— START OF Available data —

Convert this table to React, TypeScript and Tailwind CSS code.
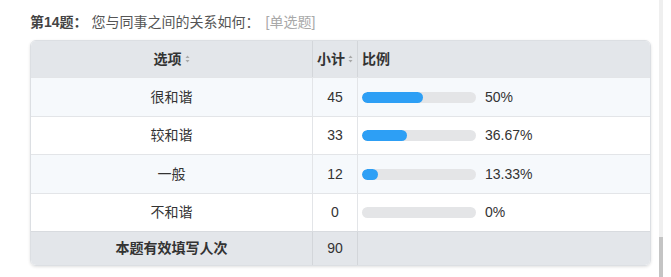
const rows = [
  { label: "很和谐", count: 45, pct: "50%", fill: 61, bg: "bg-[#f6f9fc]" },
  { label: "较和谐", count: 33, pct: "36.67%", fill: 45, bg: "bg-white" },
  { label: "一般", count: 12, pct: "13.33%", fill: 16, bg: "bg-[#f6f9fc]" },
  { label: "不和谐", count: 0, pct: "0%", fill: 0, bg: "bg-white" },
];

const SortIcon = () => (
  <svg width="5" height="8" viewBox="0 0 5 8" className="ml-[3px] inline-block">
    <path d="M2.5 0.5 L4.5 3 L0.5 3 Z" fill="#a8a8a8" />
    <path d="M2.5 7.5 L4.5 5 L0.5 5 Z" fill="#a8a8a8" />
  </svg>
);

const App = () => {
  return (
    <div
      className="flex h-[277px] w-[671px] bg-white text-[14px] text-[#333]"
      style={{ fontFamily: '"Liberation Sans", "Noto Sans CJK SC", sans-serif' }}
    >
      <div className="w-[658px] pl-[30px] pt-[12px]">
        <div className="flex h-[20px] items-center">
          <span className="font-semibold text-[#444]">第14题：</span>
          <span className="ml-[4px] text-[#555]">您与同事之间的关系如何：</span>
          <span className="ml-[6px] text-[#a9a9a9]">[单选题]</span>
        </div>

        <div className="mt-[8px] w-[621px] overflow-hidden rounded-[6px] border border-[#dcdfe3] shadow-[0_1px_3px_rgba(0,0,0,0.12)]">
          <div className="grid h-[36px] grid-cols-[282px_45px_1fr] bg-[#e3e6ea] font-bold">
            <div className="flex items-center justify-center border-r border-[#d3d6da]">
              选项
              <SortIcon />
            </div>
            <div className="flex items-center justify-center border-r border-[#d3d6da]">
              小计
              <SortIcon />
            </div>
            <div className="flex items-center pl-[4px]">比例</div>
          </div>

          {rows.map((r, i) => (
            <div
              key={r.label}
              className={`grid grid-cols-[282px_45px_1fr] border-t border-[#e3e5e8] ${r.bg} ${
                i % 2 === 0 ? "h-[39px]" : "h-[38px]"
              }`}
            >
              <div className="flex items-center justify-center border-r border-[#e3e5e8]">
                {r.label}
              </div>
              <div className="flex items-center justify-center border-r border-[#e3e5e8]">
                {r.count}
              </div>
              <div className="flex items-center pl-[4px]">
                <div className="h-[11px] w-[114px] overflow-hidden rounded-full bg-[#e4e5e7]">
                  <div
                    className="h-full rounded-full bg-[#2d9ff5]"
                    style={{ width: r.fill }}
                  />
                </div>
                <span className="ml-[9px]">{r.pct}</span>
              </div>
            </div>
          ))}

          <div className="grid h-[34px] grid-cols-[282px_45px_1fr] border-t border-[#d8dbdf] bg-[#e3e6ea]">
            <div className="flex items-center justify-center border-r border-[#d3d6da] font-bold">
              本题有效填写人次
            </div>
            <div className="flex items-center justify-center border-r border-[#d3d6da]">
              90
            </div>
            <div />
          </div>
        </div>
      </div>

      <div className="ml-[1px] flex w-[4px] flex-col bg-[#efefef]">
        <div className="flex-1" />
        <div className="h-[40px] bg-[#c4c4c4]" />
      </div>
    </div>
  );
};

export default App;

— END OF Available data —

§ Task to carry out: Write out the listing above again, exactly, but with no pictures in the copy.

§ Complete output:
Convert this table to React, TypeScript and Tailwind CSS code.
const rows = [
  { label: "很和谐", count: 45, pct: "50%", fill: 61, bg: "bg-[#f6f9fc]" },
  { label: "较和谐", count: 33, pct: "36.67%", fill: 45, bg: "bg-white" },
  { label: "一般", count: 12, pct: "13.33%", fill: 16, bg: "bg-[#f6f9fc]" },
  { label: "不和谐", count: 0, pct: "0%", fill: 0, bg: "bg-white" },
];

const SortIcon = () => (
  <svg width="5" height="8" viewBox="0 0 5 8" className="ml-[3px] inline-block">
    <path d="M2.5 0.5 L4.5 3 L0.5 3 Z" fill="#a8a8a8" />
    <path d="M2.5 7.5 L4.5 5 L0.5 5 Z" fill="#a8a8a8" />
  </svg>
);

const App = () => {
  return (
    <div
      className="flex h-[277px] w-[671px] bg-white text-[14px] text-[#333]"
      style={{ fontFamily: '"Liberation Sans", "Noto Sans CJK SC", sans-serif' }}
    >
      <div className="w-[658px] pl-[30px] pt-[12px]">
        <div className="flex h-[20px] items-center">
          <span className="font-semibold text-[#444]">第14题：</span>
          <span className="ml-[4px] text-[#555]">您与同事之间的关系如何：</span>
          <span className="ml-[6px] text-[#a9a9a9]">[单选题]</span>
        </div>

        <div className="mt-[8px] w-[621px] overflow-hidden rounded-[6px] border border-[#dcdfe3] shadow-[0_1px_3px_rgba(0,0,0,0.12)]">
          <div className="grid h-[36px] grid-cols-[282px_45px_1fr] bg-[#e3e6ea] font-bold">
            <div className="flex items-center justify-center border-r border-[#d3d6da]">
              选项
              <SortIcon />
            </div>
            <div className="flex items-center justify-center border-r border-[#d3d6da]">
              小计
              <SortIcon />
            </div>
            <div className="flex items-center pl-[4px]">比例</div>
          </div>

          {rows.map((r, i) => (
            <div
              key={r.label}
              className={`grid grid-cols-[282px_45px_1fr] border-t border-[#e3e5e8] ${r.bg} ${
                i % 2 === 0 ? "h-[39px]" : "h-[38px]"
              }`}
            >
              <div className="flex items-center justify-center border-r border-[#e3e5e8]">
                {r.label}
              </div>
              <div className="flex items-center justify-center border-r border-[#e3e5e8]">
                {r.count}
              </div>
              <div className="flex items-center pl-[4px]">
                <div className="h-[11px] w-[114px] overflow-hidden rounded-full bg-[#e4e5e7]">
                  <div
                    className="h-full rounded-full bg-[#2d9ff5]"
                    style={{ width: r.fill }}
                  />
                </div>
                <span className="ml-[9px]">{r.pct}</span>
              </div>
            </div>
          ))}

          <div className="grid h-[34px] grid-cols-[282px_45px_1fr] border-t border-[#d8dbdf] bg-[#e3e6ea]">
            <div className="flex items-center justify-center border-r border-[#d3d6da] font-bold">
              本题有效填写人次
            </div>
            <div className="flex items-center justify-center border-r border-[#d3d6da]">
              90
            </div>
            <div />
          </div>
        </div>
      </div>

      <div className="ml-[1px] flex w-[4px] flex-col bg-[#efefef]">
        <div className="flex-1" />
        <div className="h-[40px] bg-[#c4c4c4]" />
      </div>
    </div>
  );
};

export default App;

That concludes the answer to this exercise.